(Collected data entries)
↓↓↓

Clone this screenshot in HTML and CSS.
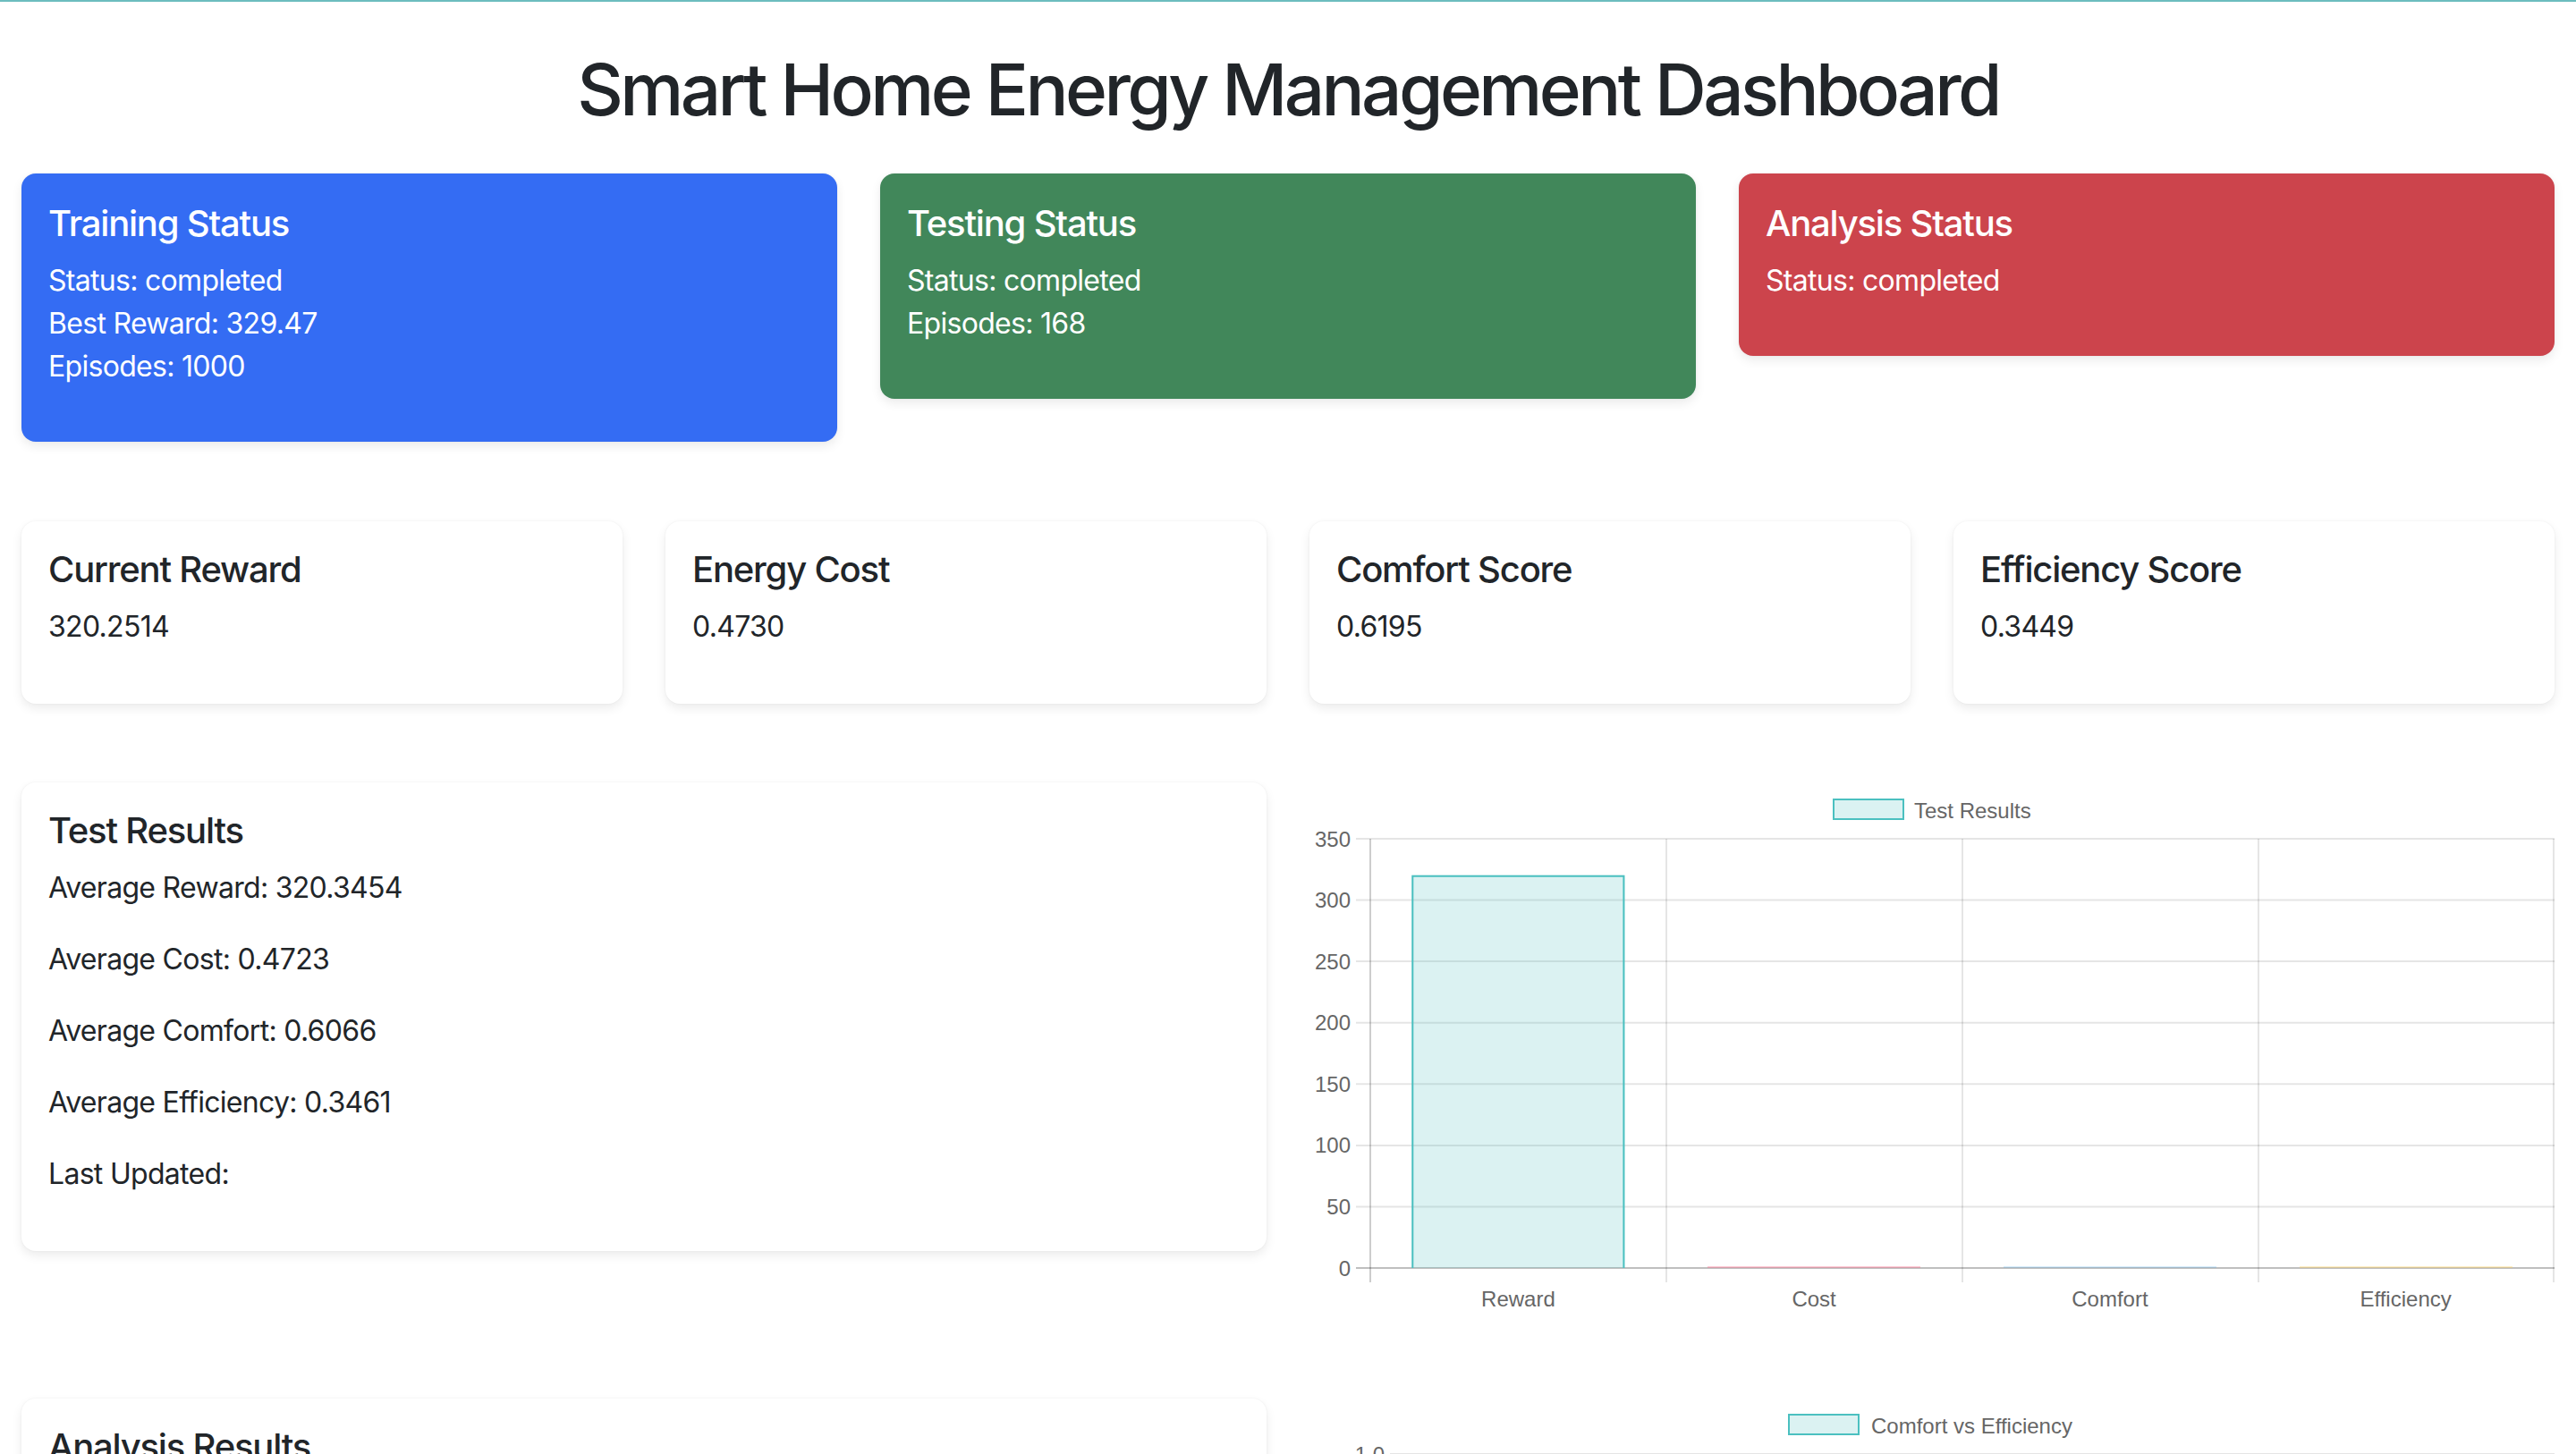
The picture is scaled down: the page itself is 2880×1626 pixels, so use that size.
FILE: index.html
```html
<!DOCTYPE html>
<html lang="en">
<head>
<meta charset="utf-8">
<title>Smart Home Energy Management Dashboard</title>
<link rel="stylesheet" href="styles.css">
</head>
<body>
<main class="container">
  <h1 class="page-title">Smart Home Energy Management Dashboard</h1>

  <section class="status-row">
    <div class="card card-status card-blue">
      <h5 class="card-title">Training Status</h5>
      <div class="status-lines">
        <p>Status: completed</p>
        <p>Best Reward: 329.47</p>
        <p>Episodes: 1000</p>
      </div>
    </div>
    <div class="card card-status card-green">
      <h5 class="card-title">Testing Status</h5>
      <div class="status-lines">
        <p>Status: completed</p>
        <p>Episodes: 168</p>
      </div>
    </div>
    <div class="card card-status card-red">
      <h5 class="card-title">Analysis Status</h5>
      <div class="status-lines">
        <p>Status: completed</p>
      </div>
    </div>
  </section>

  <section class="metric-row">
    <div class="card">
      <h5 class="card-title">Current Reward</h5>
      <p>320.2514</p>
    </div>
    <div class="card">
      <h5 class="card-title">Energy Cost</h5>
      <p>0.4730</p>
    </div>
    <div class="card">
      <h5 class="card-title">Comfort Score</h5>
      <p>0.6195</p>
    </div>
    <div class="card">
      <h5 class="card-title">Efficiency Score</h5>
      <p>0.3449</p>
    </div>
  </section>

  <section class="result-row">
    <div class="card">
      <h5 class="card-title">Test Results</h5>
      <p>Average Reward: 320.3454</p>
      <p>Average Cost: 0.4723</p>
      <p>Average Comfort: 0.6066</p>
      <p>Average Efficiency: 0.3461</p>
      <p>Last Updated: </p>
    </div>
    <div class="chart-box">
      <svg class="chart" width="1392" height="600" viewBox="0 0 1392 600">
        <rect x="586" y="19" width="78" height="22" fill="rgba(75,192,192,0.2)" stroke="rgb(75,192,192)" stroke-width="2"/>
        <text class="lbl" x="676" y="39.5">Test Results</text>

        <g stroke="rgba(0,0,0,0.1)" stroke-width="2">
          <line x1="52" y1="63" x2="1392" y2="63"/>
          <line x1="52" y1="131.6" x2="1392" y2="131.6"/>
          <line x1="52" y1="200.1" x2="1392" y2="200.1"/>
          <line x1="52" y1="268.7" x2="1392" y2="268.7"/>
          <line x1="52" y1="337.3" x2="1392" y2="337.3"/>
          <line x1="52" y1="405.9" x2="1392" y2="405.9"/>
          <line x1="52" y1="474.4" x2="1392" y2="474.4"/>
          <line x1="68" y1="63" x2="68" y2="559"/>
          <line x1="68" y1="63" x2="68" y2="559"/>
          <line x1="399" y1="63" x2="399" y2="559"/>
          <line x1="730" y1="63" x2="730" y2="559"/>
          <line x1="1061" y1="63" x2="1061" y2="559"/>
          <line x1="1391" y1="63" x2="1391" y2="559"/>
        </g>
        <line x1="52" y1="543" x2="1392" y2="543" stroke="rgba(0,0,0,0.25)" stroke-width="2"/>

        <g class="lbl" text-anchor="end">
          <text x="46" y="71.5">350</text>
          <text x="46" y="140">300</text>
          <text x="46" y="208.6">250</text>
          <text x="46" y="277.2">200</text>
          <text x="46" y="345.8">150</text>
          <text x="46" y="414.4">100</text>
          <text x="46" y="482.9">50</text>
          <text x="46" y="551.5">0</text>
        </g>

        <rect x="114.3" y="103.7" width="238.1" height="439.3" fill="rgba(75,192,192,0.2)"/>
        <path d="M115.3 543 V104.7 H351.4 V543" fill="none" stroke="rgb(75,192,192)" stroke-width="2"/>
        <line x1="445" y1="542" x2="683" y2="542" stroke="rgba(255,99,132,0.35)" stroke-width="2"/>
        <line x1="776" y1="542" x2="1014" y2="542" stroke="rgba(54,162,235,0.2)" stroke-width="2"/>
        <line x1="1107" y1="542" x2="1345" y2="542" stroke="rgba(255,206,86,0.35)" stroke-width="2"/>

        <g class="lbl" text-anchor="middle">
          <text x="233.4" y="586">Reward</text>
          <text x="564.1" y="586">Cost</text>
          <text x="894.9" y="586">Comfort</text>
          <text x="1225.6" y="586">Efficiency</text>
        </g>
      </svg>
    </div>
  </section>

  <section class="result-row">
    <div class="card">
      <h5 class="card-title">Analysis Results</h5>
      <p>Comfort vs Efficiency analysis</p>
    </div>
    <div class="chart-box">
      <svg class="chart" width="1392" height="600" viewBox="0 0 1392 600">
        <rect x="536" y="18" width="78" height="22" fill="rgba(75,192,192,0.2)" stroke="rgb(75,192,192)" stroke-width="2"/>
        <text class="lbl" x="628" y="38.5">Comfort vs Efficiency</text>
        <g stroke="rgba(0,0,0,0.1)" stroke-width="2">
          <line x1="90" y1="62" x2="1392" y2="62"/>
          <line x1="90" y1="110" x2="1392" y2="110"/>
          <line x1="90" y1="158" x2="1392" y2="158"/>
          <line x1="106" y1="62" x2="106" y2="559"/>
        </g>
        <g class="lbl" text-anchor="end">
          <text x="84" y="70.5">1.0</text>
          <text x="84" y="118.5">0.9</text>
          <text x="84" y="166.5">0.8</text>
        </g>
      </svg>
    </div>
  </section>
</main>
</body>
</html>
```

FILE: styles.css
```css
html, body {
  margin: 0;
  padding: 0;
}

body {
  border-top: 2px solid #6cbdbf;
  background: #ffffff;
  color: #212529;
  font-family: Inter, "Noto Sans", "Liberation Sans", sans-serif;
  font-size: 32px;
  line-height: 1.5;
  letter-spacing: -0.7px;
}

.container {
  padding: 0 24px;
}

.page-title {
  margin: 50px 0 46px;
  font-size: 80px;
  font-weight: 500;
  line-height: 1.2;
  text-align: center;
  letter-spacing: -3.6px;
}

.card {
  background: #ffffff;
  border-radius: 16px;
  padding: 30px;
  box-shadow: 0 5px 12px rgba(0, 0, 0, 0.08), 0 0 3px rgba(0, 0, 0, 0.05);
}

.card-status {
  padding-top: 32px;
}

.card-title {
  margin: 0 0 16px;
  font-size: 40px;
  font-weight: 500;
  line-height: 1.2;
  letter-spacing: -1.2px;
}

.card p {
  margin: 0 0 32px;
}

.status-lines {
  margin-bottom: 30px;
}

.status-lines p {
  margin: 0;
}

.card-blue {
  background: #346cf3;
  color: #ffffff;
}

.card-green {
  background: #41875a;
  color: #ffffff;
}

.card-red {
  background: #cc444c;
  color: #ffffff;
}

.status-row {
  display: grid;
  grid-template-columns: repeat(3, 1fr);
  gap: 48px;
  align-items: start;
  margin-bottom: 89px;
}

.metric-row {
  display: grid;
  grid-template-columns: repeat(4, 1fr);
  gap: 48px;
  align-items: start;
  margin-bottom: 88px;
}

.result-row {
  display: grid;
  grid-template-columns: repeat(2, 1fr);
  gap: 48px;
  align-items: start;
  margin-bottom: 89px;
}

.chart-box {
  height: 600px;
}

.chart {
  display: block;
}

.lbl {
  font-family: "Liberation Sans", Arial, sans-serif;
  font-size: 24px;
  fill: #666666;
  letter-spacing: 0;
}
```
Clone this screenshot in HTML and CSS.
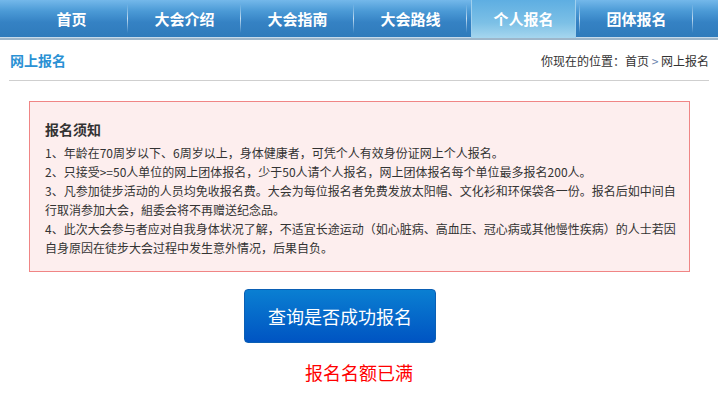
FILE: index.html
```html
<!DOCTYPE html>
<html lang="zh-CN">
<head>
    <meta charset="UTF-8">
    <title>网上报名</title>
    <link rel="stylesheet" href="styles.css">
</head>
<body>
    <div class="nav">
        <ul>
            <li><a href="#">首页</a></li>
            <li><a href="#">大会介绍</a></li>
            <li><a href="#">大会指南</a></li>
            <li><a href="#">大会路线</a></li>
            <li class="active"><a href="#">个人报名</a></li>
            <li><a href="#">团体报名</a></li>
        </ul>
    </div>

    <div class="main">
        <div class="page-head">
            <h2>网上报名</h2>
            <div class="crumb">你现在的位置：<a href="#">首页</a> <span class="gt">&gt;</span> 网上报名</div>
        </div>

        <div class="notice">
            <h3>报名须知</h3>
            <p>1、年龄在70周岁以下、6周岁以上，身体健康者，可凭个人有效身份证网上个人报名。</p>
            <p>2、只接受&gt;=50人单位的网上团体报名，少于50人请个人报名，网上团体报名每个单位最多报名200人。</p>
            <p>3、凡参加徒步活动的人员均免收报名费。大会为每位报名者免费发放太阳帽、文化衫和环保袋各一份。报名后如中间自行取消参加大会，組委会将不再赠送纪念品。</p>
            <p>4、此次大会参与者应对自我身体状况了解，不适宜长途运动（如心脏病、高血压、冠心病或其他慢性疾病）的人士若因自身原因在徒步大会过程中发生意外情况，后果自负。</p>
        </div>

        <div class="actions">
            <button class="btn-query">查询是否成功报名</button>
        </div>
        <p class="full">报名名额已满</p>
    </div>
</body>
</html>
```

FILE: styles.css
```css
body {
    margin: 0;
    font-family: "Noto Sans CJK SC", "DejaVu Sans", sans-serif;
    font-size: 12px;
    color: #333;
    background: #fff;
}
a {
    color: inherit;
    text-decoration: none;
}

/* top menu */
.nav {
    height: 37px;
    background: linear-gradient(#74b8ea 0%, #4b9ad6 30%, #3582c4 60%, #2f7bbb 100%);
    border-bottom: 1px solid #c6dbeb;
    box-shadow: 0 2px 0 #9db6ca;
}
.nav ul {
    list-style: none;
    margin: 0;
    padding: 0 0 0 15px;
    display: flex;
    height: 37px;
}
.nav li {
    width: 113px;
    position: relative;
    display: flex;
    justify-content: center;
    align-items: center;
}
.nav li::after {
    content: "";
    position: absolute;
    right: 0;
    top: 4px;
    bottom: 4px;
    width: 1px;
    background: linear-gradient(rgba(255,255,255,0), rgba(210,230,245,0.9) 50%, rgba(255,255,255,0));
}
.nav li a {
    color: #fff;
    font-size: 15px;
    font-weight: bold;
}
.nav li.active::before {
    content: "";
    position: absolute;
    left: 4px;
    right: 4px;
    top: 0;
    bottom: -1px;
    background: linear-gradient(#5eaee2, #7cc0e6 60%, #a6d6ee);
    border-left: 1px solid #9fd0ee;
    border-right: 1px solid #9fd0ee;
}
.nav li.active a {
    position: relative;
}

.main {
    padding: 0 9px;
}
.page-head {
    display: flex;
    justify-content: space-between;
    align-items: center;
    height: 40px;
    margin-top: 2px;
    border-bottom: 1px solid #cfcfcf;
}
.page-head h2 {
    margin: 0 0 0 1px;
    font-size: 14px;
    color: #2a91d4;
}
.crumb {
    font-size: 12px;
    color: #333;
}
.crumb .gt {
    color: #6c86b0;
}

/* notice box */
.notice {
    margin: 20px 19px 0 20px;
    padding: 15px 10px 14px 15px;
    background: #fdeeee;
    border: 1px solid #f08585;
}
.notice h3 {
    margin: 0 0 2px 0;
    font-size: 14px;
    line-height: 24px;
    color: #333;
}
.notice p {
    margin: 0;
    line-height: 19px;
}

.actions {
    padding: 17px 0 0 235px;
}
.btn-query {
    width: 192px;
    height: 54px;
    border: 1px solid #0a5fb4;
    border-radius: 4px;
    background: linear-gradient(#0a7fd2, #0054c2);
    color: #fff;
    font-family: inherit;
    font-size: 18px;
    cursor: pointer;
}
.full {
    margin: 16px 0 0 0;
    text-align: center;
    font-size: 18px;
    color: #f00;
}
```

↑↑↑

◆ Problem description
Of all the lines in the listing above, how many include "page"? Write only the number.

◆ Task output
6